Do you think that it describes the process more clearly?

It is said that a number of python based analysis tools exist for MD data. However, it is not clear if any of those also performs the same tasks implemented in MD-SAPT. For example: psi4 is used to run the quantum calculations, MDAnalysis is used to handle the MD simulation data. However, is not said running SAPT for each frame of a MD simulation is only possible with MD-SAPT toolkit;

I think that paragraph was unclear, we were indeding to discuss existing tools for working with MD data, and how MD-SAPT fits in with those. None of them from my research support more involved analysis methods like what we implemented in MDSAPT. In that section I was trying to convey what the MD ecosystem consists of, and how our project fits into that. I rewrote that paragraph to make that more clear, and emphasize that we fit in as a package built on top of an existing analysis system. Is the following paragraph more clear?

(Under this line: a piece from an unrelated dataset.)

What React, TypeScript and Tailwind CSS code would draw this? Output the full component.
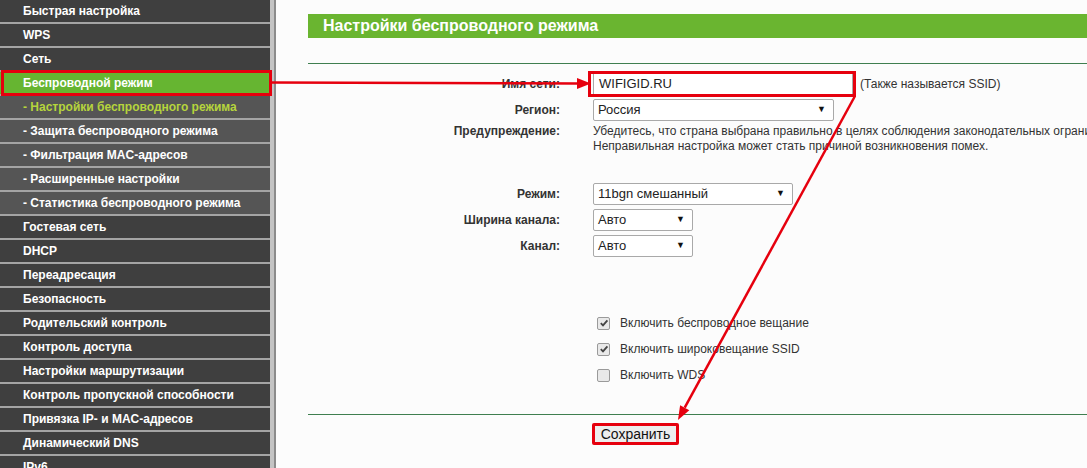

Currently there are a number of libraries that simplify the process of studying MD data in software, such as MDtraj, pyLOOS, and MDAnalysis [@mcgibbon; @romo; @michaud; @gowers].
They provide a clean, common interface for reading, quering, and writing MD varrious file formats, that other analysis software can be built upon.
The Python library MDAnalysis is a core dependency of MD-SAPT.
By using MDAnalysis as a starting point for MD-SAPT, building our own system for reading MD data and select specified residues was not required.

The next paragraph elaborates on how MD-SAPT is an MDAKit, which is a part of the MDAnalysis ecosystem.

Psi4 has a wide range of options for running SAPT calculations (https://psicode.org/psi4manual/master/sapt.html#sapt0): for example, the default level of theory is SAPT0, but we also can run using SAPT2, SAPT2+ or SAPT2+3. Is it possible to change those options through MD-SAPT?

Yes, it is by modifying the psi4:method: field of the input file.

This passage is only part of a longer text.